We show that the full matrix algebra $\operatorname{Mat}_p(\mathbb{C})$ is a $\mathscr{U}$-module algebra for $\mathscr{U}=\overline{\mathscr{U}}_{\mathfrak{q}}s\ell(2)$, a quantum $s\ell(2)t$ group at the $2p$th root of unity. The algebra $\operatorname{Mat}_p(\mathbb{C})$ decomposes into a direct sum of projective $\mathscr{U}$-modules $\mathscr{P}^+_n$ with all odd $n$, $1\le n\le p$. In terms of generators and relations, this $\mathscr{U}$-module algebra is described as the algebra of $q$-differential operators “in one variable”; with the relations $\partial z=\mathfrak{q}-\mathfrak{q}^{-1}+\mathfrak{q}^{-2}z\partial$ and $z^p=\partial^p=0$. These relations define a “parafermionic”; statistics that generalizes the fermionic commutation relations.

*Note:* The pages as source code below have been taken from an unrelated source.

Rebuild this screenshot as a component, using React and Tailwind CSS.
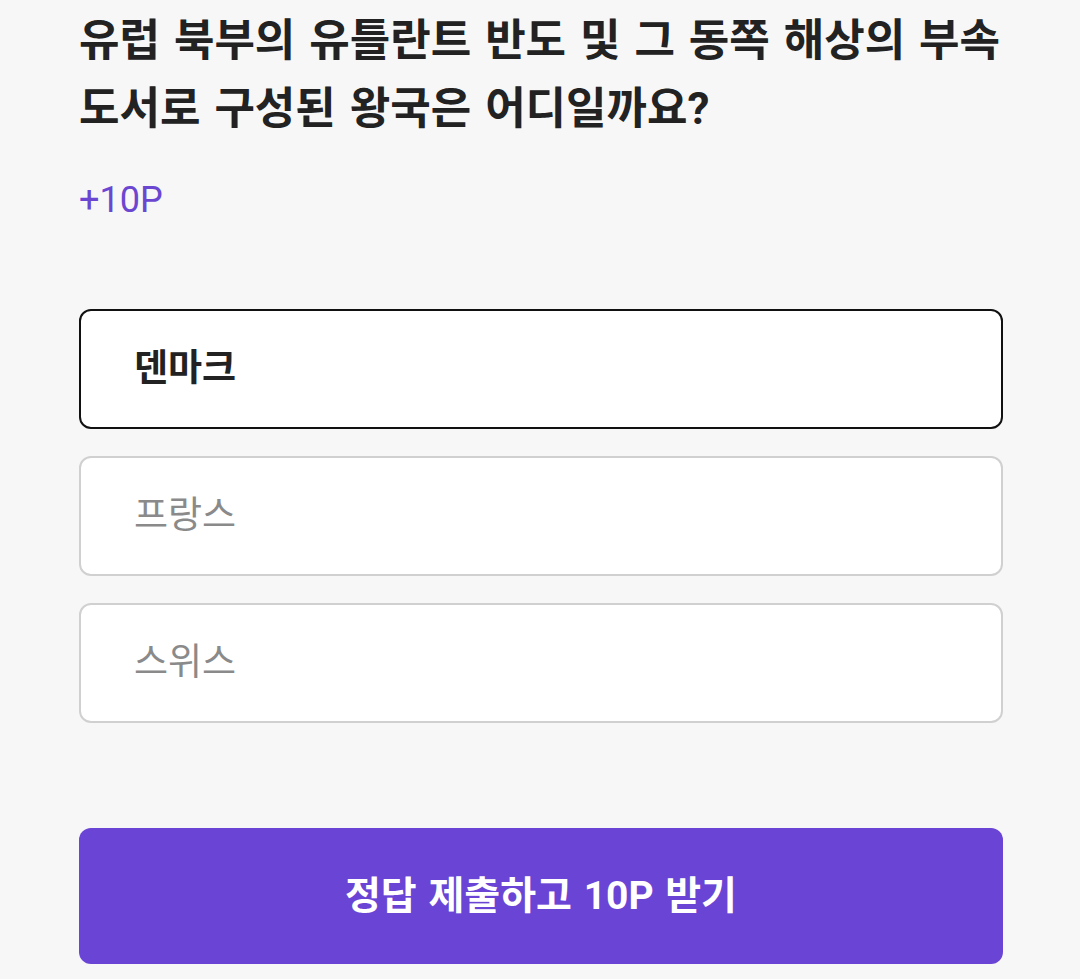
import React, { useState } from 'react';

const FONT = { fontFamily: 'Roboto, "Noto Sans CJK KR", sans-serif' };

const OPTIONS = ['덴마크', '프랑스', '스위스'];

const App = () => {
  const [selected, setSelected] = useState(0);

  return (
    <div className="min-h-[979px] w-[1080px] bg-[#f7f7f7]" style={FONT}>
      <div className="pl-[79px] pr-[77px] pt-[7px] w-full">
        <h1 className="whitespace-nowrap text-[44px] leading-[68px] font-bold text-[#222222] [word-spacing:3px]">
          유럽 북부의 유틀란트 반도 및 그 동쪽 해상의 부속
          <br />
          도서로 구성된 왕국은 어디일까요?
        </h1>
        <p className="mt-[35px] text-[36px] leading-[44px] text-[#6b46d1]">+10P</p>

        <div className="mt-[87px] flex flex-col gap-[27px]">
          {OPTIONS.map((label, index) => {
            const active = index === selected;
            return (
              <button
                key={label}
                type="button"
                onClick={() => setSelected(index)}
                className={
                  active
                    ? 'h-[120px] w-full rounded-[12px] border-2 border-[#111111] bg-white pl-[53px] text-left text-[37px] font-bold text-[#222222]'
                    : 'h-[120px] w-full rounded-[12px] border-2 border-[#d0d0d0] bg-white pl-[53px] text-left text-[37px] text-[#8a8a8a]'
                }
              >
                {label}
              </button>
            );
          })}
        </div>

        <button
          type="button"
          className="mt-[105px] flex h-[136px] w-full items-center justify-center rounded-[12px] bg-[#6a44d4] text-[39px] font-bold text-white [word-spacing:2px]"
        >
          정답 제출하고 10P 받기
        </button>
      </div>
    </div>
  );
};

export default App;
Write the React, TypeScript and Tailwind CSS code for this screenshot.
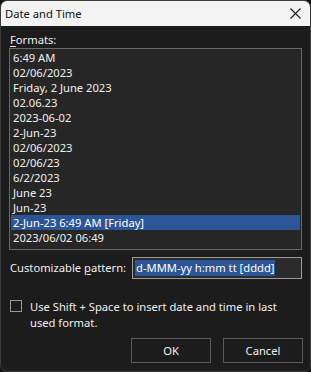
import React from 'react';

const formats = [
  '6:49 AM',
  '02/06/2023',
  'Friday, 2 June 2023',
  '02.06.23',
  '2023-06-02',
  '2-Jun-23',
  '02/06/2023',
  '02/06/23',
  '6/2/2023',
  'June 23',
  'Jun-23',
  '2-Jun-23 6:49 AM [Friday]',
  '2023/06/02 06:49',
];

const SELECTED = 11;

export default function App() {
  return (
    <div
      className="w-[311px] h-[372px] bg-[#111111] text-[11.2px] text-[#f0f0f0]"
      style={{ fontFamily: '"Noto Sans", "Open Sans", sans-serif' }}
    >
      <div className="w-[311px] h-[372px] rounded-[7px] overflow-hidden border border-[#3c3c3c] bg-[#1c1c1c] flex flex-col">
        {/* title bar */}
        <div className="h-[25px] bg-[#f3f3f3] flex items-center justify-between pl-[4px] pr-[9px] text-[#111111]">
          <span className="leading-[16px]">Date and Time</span>
          <svg width="11" height="11" viewBox="0 0 11 11">
            <path d="M0.5 0.5 L10.5 10.5 M10.5 0.5 L0.5 10.5" stroke="#1a1a1a" strokeWidth="1.1" />
          </svg>
        </div>

        <div className="flex flex-col px-[8px] pt-[6px]">
          <div className="pl-[1px] leading-[16px]">
            <span className="underline underline-offset-2">F</span>ormats:
          </div>

          <div className="w-[293px] h-[202px] border border-[#686868] bg-[#262626] p-[1px]">
            {formats.map((f, i) => (
              <div
                key={i}
                className={
                  'h-[15px] leading-[15px] pl-[2px] whitespace-nowrap ' +
                  (i === SELECTED ? 'bg-[#2c5597] text-white' : '')
                }
              >
                {f}
              </div>
            ))}
          </div>

          <div className="flex items-center mt-[7px] h-[22px]">
            <span className="pl-[1px] w-[123px] shrink-0 whitespace-nowrap">
              Customizable <span className="underline underline-offset-2">p</span>attern:
            </span>
            <div className="w-[170px] h-[22px] shrink-0 border border-[#9a9a9a] bg-[#2b2b2b] flex items-center pl-[2px]">
              <span className="bg-[#2c5597] text-white leading-[16px] px-[1px] whitespace-nowrap">
                d-MMM-yy h:mm tt [dddd]
              </span>
            </div>
          </div>

          <div className="flex items-start mt-[21px]">
            <div className="w-[12px] h-[12px] shrink-0 border border-[#9a9a9a] bg-[#1c1c1c] ml-[1px]" />
            <div className="ml-[8px] leading-[16px] -mt-[1px]">
              Use Shift + Space to insert date and time in last
              <br />
              used format.
            </div>
          </div>

          <div className="flex justify-end gap-[12px] mt-[7px]">
            <button className="w-[80px] h-[25px] border border-[#5a5a5a] bg-[#1c1c1c] text-[#f0f0f0] leading-[16px]">
              OK
            </button>
            <button className="w-[80px] h-[25px] border border-[#5a5a5a] bg-[#1c1c1c] text-[#f0f0f0] leading-[16px] mr-[-1px]">
              Cancel
            </button>
          </div>
        </div>
      </div>
    </div>
  );
}
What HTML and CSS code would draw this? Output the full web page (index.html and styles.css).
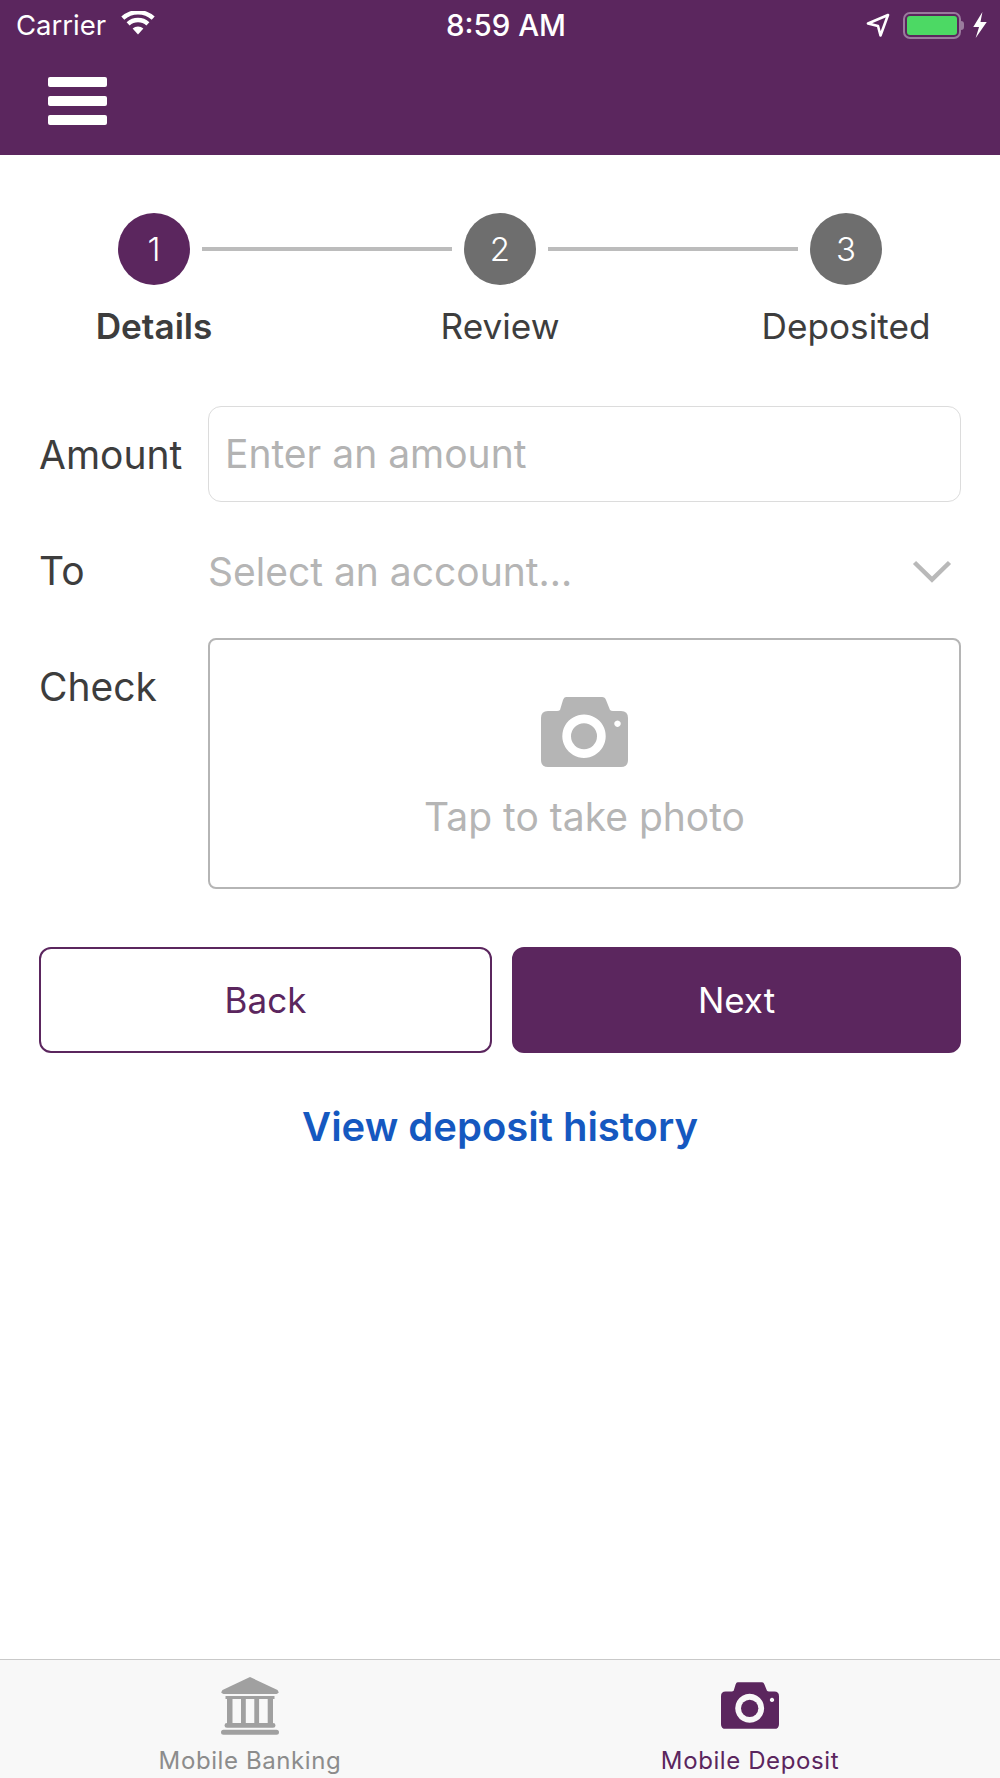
FILE: index.html
```html
<!DOCTYPE html>
<html lang="en">
<head>
<meta charset="utf-8">
<title>Mobile Deposit</title>
<link rel="stylesheet" href="styles.css">
</head>
<body>
<div class="app">
  <header class="topbar">
    <div class="status">
      <div class="status-left">
        <span class="carrier">Carrier</span>
        <svg class="wifi" viewBox="0 0 34 24"><path d="M17 23.500 11.600 17.600a8 8 0 0 1 10.800 0Z"/><path d="M8.600 14.400 5.600 11.200a17 17 0 0 1 22.800 0l-3 3.200a12.600 12.600 0 0 0-16.800 0Z"/><path d="M3.300 8.700 0.300 5.500a25 25 0 0 1 33.400 0l-3 3.200a20.600 20.600 0 0 0-27.400 0Z"/></svg>
      </div>
      <div class="clock">8:59 AM</div>
      <div class="status-right">
        <svg class="loc" viewBox="0 0 24 24"><path d="M22 2 2 10.500 12 13l2.500 9.500Z" fill="none" stroke="#fff" stroke-width="2.600" stroke-linejoin="round"/></svg>
        <div class="battery"><div class="battery-fill"></div></div>
        <div class="battery-cap"></div>
        <svg class="bolt" viewBox="0 0 16 27"><path d="M10.500 0 1 15.500h6L3.500 27 15 10.500H8.500Z"/></svg>
      </div>
    </div>
    <div class="nav">
      <div class="burger"><span></span><span></span><span></span></div>
    </div>
  </header>

  <main class="content">
    <ol class="stepper">
      <li class="step active"><div class="dot">1</div><div class="step-label">Details</div></li>
      <li class="rail"></li>
      <li class="step"><div class="dot">2</div><div class="step-label">Review</div></li>
      <li class="rail"></li>
      <li class="step"><div class="dot">3</div><div class="step-label">Deposited</div></li>
    </ol>

    <div class="form">
      <div class="row row-amount">
        <div class="label">Amount</div>
        <div class="input">Enter an amount</div>
      </div>
      <div class="row row-to">
        <div class="label">To</div>
        <div class="select">
          <span>Select an account...</span>
          <svg class="chevron" viewBox="0 0 40 23"><path d="M2.500 2.500 20 19.500 37.500 2.500" fill="none" stroke="#b9b9b9" stroke-width="4.500"/></svg>
        </div>
      </div>
      <div class="row row-check">
        <div class="label">Check</div>
        <div class="photo">
          <svg class="camera" viewBox="0 0 87 70"><path fill-rule="evenodd" d="M25 0h36q3 0 4 3l4 10q1 1 3 1h8q7 0 7 7v42q0 7-7 7H7q-7 0-7-7V21q0-7 7-7h9q2 0 3-1l3-10q1-3 3-3Zm18 17.500a21.700 21.700 0 1 0 0.010 0Zm33.500 6a3.200 3.200 0 1 0 0.010 0Z"/><circle cx="43" cy="39.200" r="13"/></svg>
          <div class="photo-text">Tap to take photo</div>
        </div>
      </div>
    </div>

    <div class="actions">
      <button class="btn btn-back">Back</button>
      <button class="btn btn-next">Next</button>
    </div>
    <a class="history" href="#">View deposit history</a>
  </main>

  <nav class="tabbar">
    <div class="tab">
      <svg class="tab-icon bank" viewBox="0 0 58 58"><path d="M29 0 56.500 13q2.500 3-1 4H2.500q-3.500-1-1-4Z"/><path d="M4.500 19h49v3h-49ZM6 22h5.500v24H6ZM20 22h4.800v24H20ZM33.300 22h4.800v24h-4.800ZM46.700 22H52v24h-5.300ZM6 46h46q2.500 0 2.500 2.400T52 50.800H6q-2.500 0-2.500-2.400T6 46ZM2.500 52.800h53q2.500 0 2.500 2.500t-2.500 2.500h-53Q0 57.800 0 55.300t2.500-2.500Z"/></svg>
      <div class="tab-label">Mobile Banking</div>
    </div>
    <div class="tab current">
      <svg class="tab-icon cam" viewBox="0 0 87 70"><path fill-rule="evenodd" d="M25 0h36q3 0 4 3l4 10q1 1 3 1h8q7 0 7 7v42q0 7-7 7H7q-7 0-7-7V21q0-7 7-7h9q2 0 3-1l3-10q1-3 3-3Zm18 17.500a21.700 21.700 0 1 0 0.010 0Zm33.500 6a3.200 3.200 0 1 0 0.010 0Z"/><circle cx="43" cy="39.200" r="13"/></svg>
      <div class="tab-label">Mobile Deposit</div>
    </div>
  </nav>
</div>
</body>
</html>
```
FILE: styles.css
```css
* { box-sizing: border-box; }
html, body { margin: 0; padding: 0; background: #fff; }
body { font-family: Inter, "Liberation Sans", sans-serif; color: #3d3d3d; }
.app { width: 1000px; height: 1778px; display: flex; flex-direction: column; overflow: hidden; }

.topbar { height: 155px; background: #5b265e; color: #fff; flex: none; }
.status { height: 50px; display: grid; grid-template-columns: 1fr auto 1fr; align-items: center; padding: 0 12px 0 16px; }
.status-left { display: flex; align-items: center; gap: 15px; }
.carrier { font-size: 27.500px; }
.wifi { width: 34px; height: 24px; fill: #fff; margin-top: -4px; }
.clock { font-size: 29.500px; font-weight: 500; margin-left: 8px; }
.status-right { display: flex; align-items: center; justify-content: flex-end; }
.loc { width: 24px; height: 24px; margin-right: 13px; }
.battery { width: 58px; height: 27px; border: 2px solid #9a7b9d; border-radius: 7px; padding: 2px; }
.battery-fill { width: 100%; height: 100%; background: #4cd964; border-radius: 3px; }
.battery-cap { width: 3px; height: 9px; background: #9a7b9d; border-radius: 0 3px 3px 0; margin-right: 8px; }
.bolt { width: 16px; height: 26px; fill: #fff; }
.nav { padding: 27px 48px 0; }
.burger { width: 59px; display: flex; flex-direction: column; gap: 9px; }
.burger span { height: 10px; background: #fff; border-radius: 2px; }

.content { flex: 1; padding: 58px 39px 0 39px; }
.stepper { list-style: none; margin: 0 79px; padding: 0; display: flex; }
.step { width: 72px; flex: none; display: flex; flex-direction: column; align-items: center; }
.dot { width: 72px; height: 72px; border-radius: 50%; background: #6e6e6e; color: #fff; display: flex; align-items: center; justify-content: center; font-size: 33px; font-weight: 300; }
.step.active .dot { background: #5b265e; }
.step-label { margin-top: 19px; margin-bottom: 1px; font-size: 35.200px; line-height: 44px; white-space: nowrap; }
.step.active .step-label { font-weight: 600; }
.rail { flex: 1; height: 4px; margin: 34px 12px 0; background: #bcbcbc; }

.form { margin-top: 57px; display: flex; flex-direction: column; }
.row { display: grid; grid-template-columns: 169px 1fr; font-size: 39px; }
.label { line-height: 46px; font-size: 39px; white-space: nowrap; }
.row-amount .label { padding-top: 26px; }
.input { height: 96px; border: 1px solid #dcdcdc; border-radius: 13px; padding: 0 16px 2px; display: flex; align-items: center; color: #b3b3b3; }
.row-to { margin-top: 39px; height: 60px; align-items: center; }
.select { display: flex; align-items: center; justify-content: space-between; color: #b5b5b5; padding-right: 9px; }
.chevron { width: 40px; height: 23px; }
.row-check { margin-top: 37px; }
.row-check .label { padding-top: 26px; }
.photo { height: 251px; border: 2px solid #b5b5b5; border-radius: 8px; display: flex; flex-direction: column; align-items: center; padding-top: 57px; }
.camera { width: 87px; height: 70px; fill: #b5b5b5; }
.photo-text { margin-top: 27px; color: #b5b5b5; font-size: 39px; line-height: 46px; }

.actions { margin-top: 58px; display: grid; grid-template-columns: 453px 449px; gap: 20px; }
.btn { height: 106px; border-radius: 12px; font: inherit; font-size: 35px; border: 2px solid #5b265e; }
.btn-back { background: #fff; color: #5b265e; }
.btn-next { background: #5b265e; color: #fff; }
.history { display: block; margin-top: 49px; text-align: center; color: #1558c0; font-size: 40px; line-height: 50px; font-weight: 600; text-decoration: none; }

.tabbar { height: 119px; flex: none; border-top: 1px solid #c9c9c9; background: #f8f8f8; display: grid; grid-template-columns: 1fr 1fr; }
.tab { display: flex; flex-direction: column; align-items: center; }
.tab-icon { display: block; }
.tab.current { color: #5b265e; }
.bank { width: 58px; height: 58px; margin-top: 17px; fill: #a0a0a0; }
.cam { width: 58px; height: 47px; margin-top: 22px; margin-bottom: 6px; fill: #5b265e; }
.tab-label { font-size: 24px; line-height: 32px; letter-spacing: .6px; margin-top: 10px; color: #8c8c8c; white-space: nowrap; }
.tab.current .tab-label { color: #5b265e; }
```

By the Kazhdan–Lusztig duality, it is to be realized in a manifestly quantum-group-symmetric description of $(p,1)$ logarithmic conformal field models. We extend the Kazhdan–Lusztig duality between $\mathscr{U}$ and the $(p,1)$ logarithmic models by constructing a quantum de Rham complex of the new $\mathscr{U}$-module algebra and discussing its field theory counterpart.